Please consider citing the following paper when using MultiTACRED:

@inproceedings{hennig-etal-2023-multitacred,
    title = "MultiTACRED: A Multilingual Version of the TAC Relation Extraction Dataset",
    author = "Hennig, Leonhard and Thomas, Philippe and Möller, Sebastian",
    booktitle = "Proceedings of the 61st Annual Meeting of the Association for Computational Linguistics (Volume 1: Long Papers)",
    month = jul,
    year = "2023",
    address = "Online and Toronto, Canada",
    publisher = "Association for Computational Linguistics",
    abstract = "Relation extraction (RE) is a fundamental task in information extraction, whose extension to multilingual settings has been hindered by the lack of supervised resources comparable in size to large English datasets such as TACRED (Zhang et al., 2017). To address this gap, we introduce the MultiTACRED dataset, covering 12 typologically diverse languages from 9 language families, which is created by machine-translating TACRED instances and automatically projecting their entity annotations. We analyze translation and annotation projection quality, identify error categories, and experimentally evaluate fine-tuned pretrained mono- and multilingual language models in common transfer learning scenarios. Our analyses show that machine translation is a viable strategy to transfer RE instances, with native speakers judging more than 84\% of the translated instances to be linguistically and semantically acceptable. We find monolingual RE model performance to be comparable to the English original for many of the target languages, and that multilingual models trained on a combination of English and target language data can outperform their monolingual counterparts.
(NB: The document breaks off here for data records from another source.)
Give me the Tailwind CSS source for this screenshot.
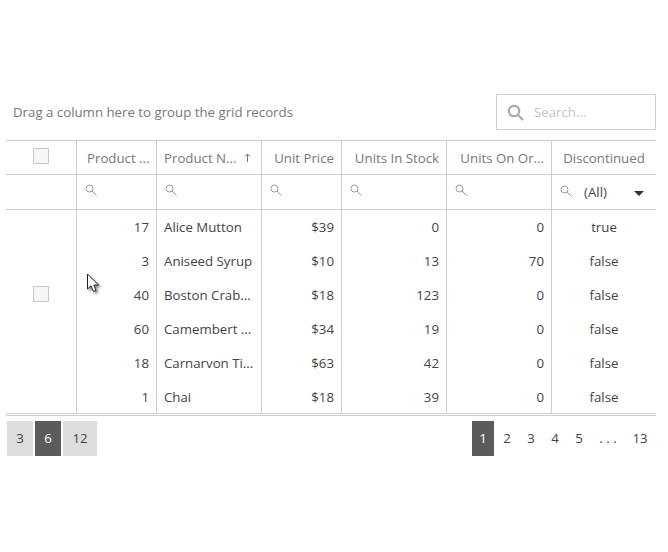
<!DOCTYPE html>
<html lang="en">
  <head>
    <meta charset="UTF-8" />
    <title>Products grid</title>
    <script src="https://cdn.jsdelivr.net/npm/@tailwindcss/browser@4"></script>
  </head>
  <body class="bg-white">
    <div class="relative w-[668px] h-[552px] overflow-hidden pt-[94px] pl-[6px] font-['Open_Sans','Noto_Sans',sans-serif] text-[13.25px] text-[#444]">
      <!-- Toolbar -->
      <div class="flex items-center justify-between w-[650px] h-[46px] pb-[10px]">
        <span class="pl-[7px] pt-[1px] text-[#777]">Drag a column here to group the grid records</span>
        <div class="flex items-center w-[160px] h-[36px] border border-[#d2cdcd] pl-[10px] gap-[10px]">
          <svg class="w-[17px] h-[17px]" viewBox="0 0 17 17" fill="none" stroke="#aaa" stroke-width="2.2"><circle cx="7" cy="7" r="5.2" /><path d="M10.8 10.8 L16 16" /></svg>
          <span class="pt-[1px] text-[#c4c4c4]">Search...</span>
        </div>
      </div>

      <!-- Grid -->
      <div class="w-[650px]">
        <!-- Header -->
        <div class="grid grid-cols-[70px_80px_105px_80px_105px_105px_105px] h-[35px] border-t border-b border-[#d2cdcd] text-[#777]">
          <div class="flex justify-center pt-[7px] pr-[1px]"><span class="w-[16px] h-[16px] border border-[#c8c8c8] bg-[#f6f6f6]"></span></div>
          <div class="border-l border-[#d2cdcd] flex items-center pt-[2px] pl-[10px] whitespace-nowrap">Product ...</div>
          <div class="border-l border-[#d2cdcd] flex items-center justify-between pt-[2px] pl-[7px] pr-[10px] whitespace-nowrap">
            <span>Product N...</span>
            <svg class="w-[7px] h-[9px] -mt-[2px]" viewBox="0 0 7 9" fill="none" stroke="#777"><path d="M3.5 9 V1 M1 3.5 L3.5 1 L6 3.5" /></svg>
          </div>
          <div class="border-l border-[#d2cdcd] flex items-center justify-end pt-[2px] pr-[7px] whitespace-nowrap">Unit Price</div>
          <div class="border-l border-[#d2cdcd] flex items-center justify-end pt-[2px] pr-[7px] whitespace-nowrap">Units In Stock</div>
          <div class="border-l border-[#d2cdcd] flex items-center justify-end pt-[2px] pr-[7px] whitespace-nowrap">Units On Or...</div>
          <div class="border-l border-[#d2cdcd] flex items-center justify-center pt-[2px] whitespace-nowrap">Discontinued</div>
        </div>

        <!-- Filter row -->
        <div class="grid grid-cols-[70px_80px_105px_80px_105px_105px_105px] h-[35px] border-b border-[#d2cdcd]">
          <div></div>
          <div class="border-l border-[#d2cdcd] pl-[8px] pt-[9px]"><svg class="w-[12px] h-[12px]" viewBox="0 0 12 12" fill="none" stroke="#999"><circle cx="4.5" cy="4.5" r="3.5" /><path d="M7 7 L11.5 11.5" /></svg></div>
          <div class="border-l border-[#d2cdcd] pl-[8px] pt-[9px]"><svg class="w-[12px] h-[12px]" viewBox="0 0 12 12" fill="none" stroke="#999"><circle cx="4.5" cy="4.5" r="3.5" /><path d="M7 7 L11.5 11.5" /></svg></div>
          <div class="border-l border-[#d2cdcd] pl-[8px] pt-[9px]"><svg class="w-[12px] h-[12px]" viewBox="0 0 12 12" fill="none" stroke="#999"><circle cx="4.5" cy="4.5" r="3.5" /><path d="M7 7 L11.5 11.5" /></svg></div>
          <div class="border-l border-[#d2cdcd] pl-[8px] pt-[9px]"><svg class="w-[12px] h-[12px]" viewBox="0 0 12 12" fill="none" stroke="#999"><circle cx="4.5" cy="4.5" r="3.5" /><path d="M7 7 L11.5 11.5" /></svg></div>
          <div class="border-l border-[#d2cdcd] pl-[8px] pt-[9px]"><svg class="w-[12px] h-[12px]" viewBox="0 0 12 12" fill="none" stroke="#999"><circle cx="4.5" cy="4.5" r="3.5" /><path d="M7 7 L11.5 11.5" /></svg></div>
          <div class="border-l border-[#d2cdcd] pl-[8px] flex items-center">
            <svg class="w-[12px] h-[12px] -mt-[3px]" viewBox="0 0 12 12" fill="none" stroke="#999"><circle cx="4.5" cy="4.5" r="3.5" /><path d="M7 7 L11.5 11.5" /></svg>
            <span class="ml-[12px] mt-[2px]">(All)</span>
            <span class="ml-[27px] mt-[2px] w-0 h-0 border-l-[5px] border-r-[5px] border-t-[5px] border-l-transparent border-r-transparent border-t-[#333]"></span>
          </div>
        </div>

        <!-- Rows -->
        <div class="grid grid-cols-[70px_80px_105px_80px_105px_105px_105px] auto-rows-[34px] h-[204px] border-b border-[#d2cdcd]">
          <div class="row-span-6 flex items-center justify-center pb-[36px] pr-[1px]"><span class="w-[16px] h-[16px] border border-[#c8c8c8] bg-[#f6f6f6]"></span></div>

          <div class="border-l border-[#d2cdcd] flex items-center justify-end pt-[2px] pr-[7px]">17</div>
          <div class="border-l border-[#d2cdcd] flex items-center pt-[2px] pl-[7px] whitespace-nowrap">Alice Mutton</div>
          <div class="border-l border-[#d2cdcd] flex items-center justify-end pt-[2px] pr-[7px]">$39</div>
          <div class="border-l border-[#d2cdcd] flex items-center justify-end pt-[2px] pr-[7px]">0</div>
          <div class="border-l border-[#d2cdcd] flex items-center justify-end pt-[2px] pr-[7px]">0</div>
          <div class="border-l border-[#d2cdcd] flex items-center justify-center pt-[2px]">true</div>

          <div class="border-l border-[#d2cdcd] flex items-center justify-end pt-[2px] pr-[7px]">3</div>
          <div class="border-l border-[#d2cdcd] flex items-center pt-[2px] pl-[7px] whitespace-nowrap">Aniseed Syrup</div>
          <div class="border-l border-[#d2cdcd] flex items-center justify-end pt-[2px] pr-[7px]">$10</div>
          <div class="border-l border-[#d2cdcd] flex items-center justify-end pt-[2px] pr-[7px]">13</div>
          <div class="border-l border-[#d2cdcd] flex items-center justify-end pt-[2px] pr-[7px]">70</div>
          <div class="border-l border-[#d2cdcd] flex items-center justify-center pt-[2px]">false</div>

          <div class="border-l border-[#d2cdcd] flex items-center justify-end pt-[2px] pr-[7px]">40</div>
          <div class="border-l border-[#d2cdcd] flex items-center pt-[2px] pl-[7px] whitespace-nowrap">Boston Crab...</div>
          <div class="border-l border-[#d2cdcd] flex items-center justify-end pt-[2px] pr-[7px]">$18</div>
          <div class="border-l border-[#d2cdcd] flex items-center justify-end pt-[2px] pr-[7px]">123</div>
          <div class="border-l border-[#d2cdcd] flex items-center justify-end pt-[2px] pr-[7px]">0</div>
          <div class="border-l border-[#d2cdcd] flex items-center justify-center pt-[2px]">false</div>

          <div class="border-l border-[#d2cdcd] flex items-center justify-end pt-[2px] pr-[7px]">60</div>
          <div class="border-l border-[#d2cdcd] flex items-center pt-[2px] pl-[7px] whitespace-nowrap">Camembert ...</div>
          <div class="border-l border-[#d2cdcd] flex items-center justify-end pt-[2px] pr-[7px]">$34</div>
          <div class="border-l border-[#d2cdcd] flex items-center justify-end pt-[2px] pr-[7px]">19</div>
          <div class="border-l border-[#d2cdcd] flex items-center justify-end pt-[2px] pr-[7px]">0</div>
          <div class="border-l border-[#d2cdcd] flex items-center justify-center pt-[2px]">false</div>

          <div class="border-l border-[#d2cdcd] flex items-center justify-end pt-[2px] pr-[7px]">18</div>
          <div class="border-l border-[#d2cdcd] flex items-center pt-[2px] pl-[7px] whitespace-nowrap">Carnarvon Ti...</div>
          <div class="border-l border-[#d2cdcd] flex items-center justify-end pt-[2px] pr-[7px]">$63</div>
          <div class="border-l border-[#d2cdcd] flex items-center justify-end pt-[2px] pr-[7px]">42</div>
          <div class="border-l border-[#d2cdcd] flex items-center justify-end pt-[2px] pr-[7px]">0</div>
          <div class="border-l border-[#d2cdcd] flex items-center justify-center pt-[2px]">false</div>

          <div class="border-l border-[#d2cdcd] flex items-center justify-end pt-[2px] pr-[7px]">1</div>
          <div class="border-l border-[#d2cdcd] flex items-center pt-[2px] pl-[7px] whitespace-nowrap">Chai</div>
          <div class="border-l border-[#d2cdcd] flex items-center justify-end pt-[2px] pr-[7px]">$18</div>
          <div class="border-l border-[#d2cdcd] flex items-center justify-end pt-[2px] pr-[7px]">39</div>
          <div class="border-l border-[#d2cdcd] flex items-center justify-end pt-[2px] pr-[7px]">0</div>
          <div class="border-l border-[#d2cdcd] flex items-center justify-center pt-[2px]">false</div>
        </div>

        <!-- Pager -->
        <div class="flex items-start justify-between border-t border-[#d2cdcd] mt-[1px] pt-[5px] pl-[1px]">
          <div class="flex gap-[2px]">
            <span class="flex items-center justify-center w-[26px] h-[35px] bg-[#dddddd]">3</span>
            <span class="flex items-center justify-center w-[26px] h-[35px] bg-[#5b5b5b] text-white">6</span>
            <span class="flex items-center justify-center w-[34px] h-[35px] bg-[#dddddd]">12</span>
          </div>
          <div class="flex items-center h-[35px] pr-[8px]">
            <span class="flex items-center justify-center w-[22px] h-[35px] bg-[#5b5b5b] text-white">1</span>
            <span class="w-[24px] ml-[1px] text-center">2</span>
            <span class="w-[24px] text-center">3</span>
            <span class="w-[24px] text-center">4</span>
            <span class="w-[24px] text-center">5</span>
            <span class="w-[41px] pr-[7px] text-center">. . .</span>
            <span class="w-[16px] text-center">13</span>
          </div>
        </div>
      </div>

      <!-- Mouse pointer caught in the shot -->
      <svg class="absolute left-[87px] top-[273px] w-[15px] h-[21px] drop-shadow-[2px_2px_1px_rgba(0,0,0,0.45)]" viewBox="0 0 15 21"><path d="M0.500 1 V16 L4 12.800 L6.500 18.500 L9 17.300 L6.800 12 L11.500 12 Z" fill="#fff" stroke="#222" /></svg>
    </div>
  </body>
</html>
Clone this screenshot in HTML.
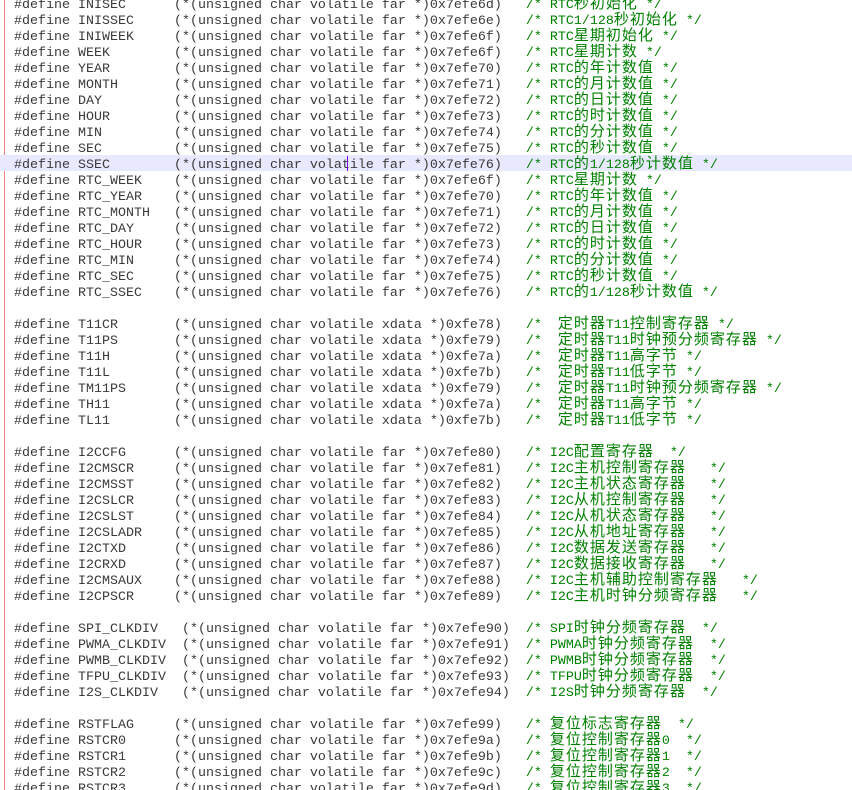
<!DOCTYPE html>
<html><head><meta charset="utf-8"><style>
html,body{margin:0;padding:0;background:#fff;width:852px;height:790px;overflow:hidden;position:relative}
.red{position:absolute;left:4px;top:0;width:1px;height:790px;background:#f08080}
.hl{position:absolute;left:0;top:155px;width:852px;height:16px;background:#e8e8ff}
.cur{position:absolute;left:347px;top:156px;width:1px;height:15px;background:#8000ff}
.c{position:absolute;left:14px;top:-5px;margin:0;font-family:"Liberation Mono",monospace;font-size:13.33px;color:#3a3a3a}
.c p{margin:0;height:16px;line-height:16px;overflow:visible;white-space:pre}
b{font-weight:normal;color:#008000}
s{text-decoration:none;font-family:"Noto Sans CJK SC",sans-serif;font-size:15px;letter-spacing:1px;line-height:16px}
</style></head><body>
<div class="red"></div><div class="hl"></div><div class="cur"></div>
<div class="c">
<p>#define INISEC      (*(unsigned char volatile far *)0x7efe6d)   <b>/* RTC<s>秒初始化</s> */</b></p>
<p>#define INISSEC     (*(unsigned char volatile far *)0x7efe6e)   <b>/* RTC1/128<s>秒初始化</s> */</b></p>
<p>#define INIWEEK     (*(unsigned char volatile far *)0x7efe6f)   <b>/* RTC<s>星期初始化</s> */</b></p>
<p>#define WEEK        (*(unsigned char volatile far *)0x7efe6f)   <b>/* RTC<s>星期计数</s> */</b></p>
<p>#define YEAR        (*(unsigned char volatile far *)0x7efe70)   <b>/* RTC<s>的年计数值</s> */</b></p>
<p>#define MONTH       (*(unsigned char volatile far *)0x7efe71)   <b>/* RTC<s>的月计数值</s> */</b></p>
<p>#define DAY         (*(unsigned char volatile far *)0x7efe72)   <b>/* RTC<s>的日计数值</s> */</b></p>
<p>#define HOUR        (*(unsigned char volatile far *)0x7efe73)   <b>/* RTC<s>的时计数值</s> */</b></p>
<p>#define MIN         (*(unsigned char volatile far *)0x7efe74)   <b>/* RTC<s>的分计数值</s> */</b></p>
<p>#define SEC         (*(unsigned char volatile far *)0x7efe75)   <b>/* RTC<s>的秒计数值</s> */</b></p>
<p>#define SSEC        (*(unsigned char volatile far *)0x7efe76)   <b>/* RTC<s>的</s>1/128<s>秒计数值</s> */</b></p>
<p>#define RTC_WEEK    (*(unsigned char volatile far *)0x7efe6f)   <b>/* RTC<s>星期计数</s> */</b></p>
<p>#define RTC_YEAR    (*(unsigned char volatile far *)0x7efe70)   <b>/* RTC<s>的年计数值</s> */</b></p>
<p>#define RTC_MONTH   (*(unsigned char volatile far *)0x7efe71)   <b>/* RTC<s>的月计数值</s> */</b></p>
<p>#define RTC_DAY     (*(unsigned char volatile far *)0x7efe72)   <b>/* RTC<s>的日计数值</s> */</b></p>
<p>#define RTC_HOUR    (*(unsigned char volatile far *)0x7efe73)   <b>/* RTC<s>的时计数值</s> */</b></p>
<p>#define RTC_MIN     (*(unsigned char volatile far *)0x7efe74)   <b>/* RTC<s>的分计数值</s> */</b></p>
<p>#define RTC_SEC     (*(unsigned char volatile far *)0x7efe75)   <b>/* RTC<s>的秒计数值</s> */</b></p>
<p>#define RTC_SSEC    (*(unsigned char volatile far *)0x7efe76)   <b>/* RTC<s>的</s>1/128<s>秒计数值</s> */</b></p>
<p></p>
<p>#define T11CR       (*(unsigned char volatile xdata *)0xfe78)   <b>/*  <s>定时器</s>T11<s>控制寄存器</s> */</b></p>
<p>#define T11PS       (*(unsigned char volatile xdata *)0xfe79)   <b>/*  <s>定时器</s>T11<s>时钟预分频寄存器</s> */</b></p>
<p>#define T11H        (*(unsigned char volatile xdata *)0xfe7a)   <b>/*  <s>定时器</s>T11<s>高字节</s> */</b></p>
<p>#define T11L        (*(unsigned char volatile xdata *)0xfe7b)   <b>/*  <s>定时器</s>T11<s>低字节</s> */</b></p>
<p>#define TM11PS      (*(unsigned char volatile xdata *)0xfe79)   <b>/*  <s>定时器</s>T11<s>时钟预分频寄存器</s> */</b></p>
<p>#define TH11        (*(unsigned char volatile xdata *)0xfe7a)   <b>/*  <s>定时器</s>T11<s>高字节</s> */</b></p>
<p>#define TL11        (*(unsigned char volatile xdata *)0xfe7b)   <b>/*  <s>定时器</s>T11<s>低字节</s> */</b></p>
<p></p>
<p>#define I2CCFG      (*(unsigned char volatile far *)0x7efe80)   <b>/* I2C<s>配置寄存器</s>  */</b></p>
<p>#define I2CMSCR     (*(unsigned char volatile far *)0x7efe81)   <b>/* I2C<s>主机控制寄存器</s>   */</b></p>
<p>#define I2CMSST     (*(unsigned char volatile far *)0x7efe82)   <b>/* I2C<s>主机状态寄存器</s>   */</b></p>
<p>#define I2CSLCR     (*(unsigned char volatile far *)0x7efe83)   <b>/* I2C<s>从机控制寄存器</s>   */</b></p>
<p>#define I2CSLST     (*(unsigned char volatile far *)0x7efe84)   <b>/* I2C<s>从机状态寄存器</s>   */</b></p>
<p>#define I2CSLADR    (*(unsigned char volatile far *)0x7efe85)   <b>/* I2C<s>从机地址寄存器</s>   */</b></p>
<p>#define I2CTXD      (*(unsigned char volatile far *)0x7efe86)   <b>/* I2C<s>数据发送寄存器</s>   */</b></p>
<p>#define I2CRXD      (*(unsigned char volatile far *)0x7efe87)   <b>/* I2C<s>数据接收寄存器</s>   */</b></p>
<p>#define I2CMSAUX    (*(unsigned char volatile far *)0x7efe88)   <b>/* I2C<s>主机辅助控制寄存器</s>   */</b></p>
<p>#define I2CPSCR     (*(unsigned char volatile far *)0x7efe89)   <b>/* I2C<s>主机时钟分频寄存器</s>   */</b></p>
<p></p>
<p>#define SPI_CLKDIV   (*(unsigned char volatile far *)0x7efe90)  <b>/* SPI<s>时钟分频寄存器</s>  */</b></p>
<p>#define PWMA_CLKDIV  (*(unsigned char volatile far *)0x7efe91)  <b>/* PWMA<s>时钟分频寄存器</s>  */</b></p>
<p>#define PWMB_CLKDIV  (*(unsigned char volatile far *)0x7efe92)  <b>/* PWMB<s>时钟分频寄存器</s>  */</b></p>
<p>#define TFPU_CLKDIV  (*(unsigned char volatile far *)0x7efe93)  <b>/* TFPU<s>时钟分频寄存器</s>  */</b></p>
<p>#define I2S_CLKDIV   (*(unsigned char volatile far *)0x7efe94)  <b>/* I2S<s>时钟分频寄存器</s>  */</b></p>
<p></p>
<p>#define RSTFLAG     (*(unsigned char volatile far *)0x7efe99)   <b>/* <s>复位标志寄存器</s>  */</b></p>
<p>#define RSTCR0      (*(unsigned char volatile far *)0x7efe9a)   <b>/* <s>复位控制寄存器</s>0  */</b></p>
<p>#define RSTCR1      (*(unsigned char volatile far *)0x7efe9b)   <b>/* <s>复位控制寄存器</s>1  */</b></p>
<p>#define RSTCR2      (*(unsigned char volatile far *)0x7efe9c)   <b>/* <s>复位控制寄存器</s>2  */</b></p>
<p>#define RSTCR3      (*(unsigned char volatile far *)0x7efe9d)   <b>/* <s>复位控制寄存器</s>3  */</b></p>
</div>
</body></html>
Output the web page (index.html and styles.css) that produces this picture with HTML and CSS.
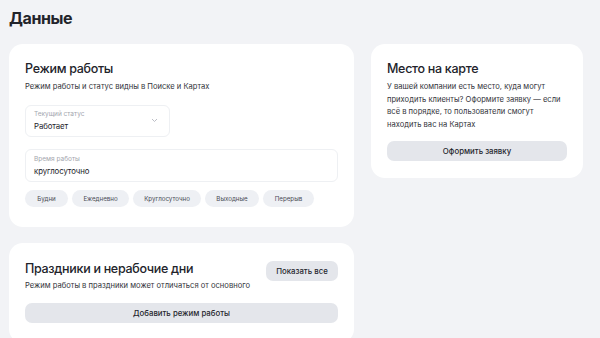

However, we also observe a variety of translation and annotation projection errors, both due to the MT systems and linguistic features of the target languages, such as pronoun-dropping, compounding and inflection, that degrade dataset quality and RE model performance.",
}

📘  Licence

MultiTACRED is released under the terms of the MIT License.

References

  1. Position-aware Attention and Supervised Data Improve Slot Filling. Yuhao Zhang, Victor Zhong, Danqi Chen, Gabor Angeli, and Christopher D. Manning.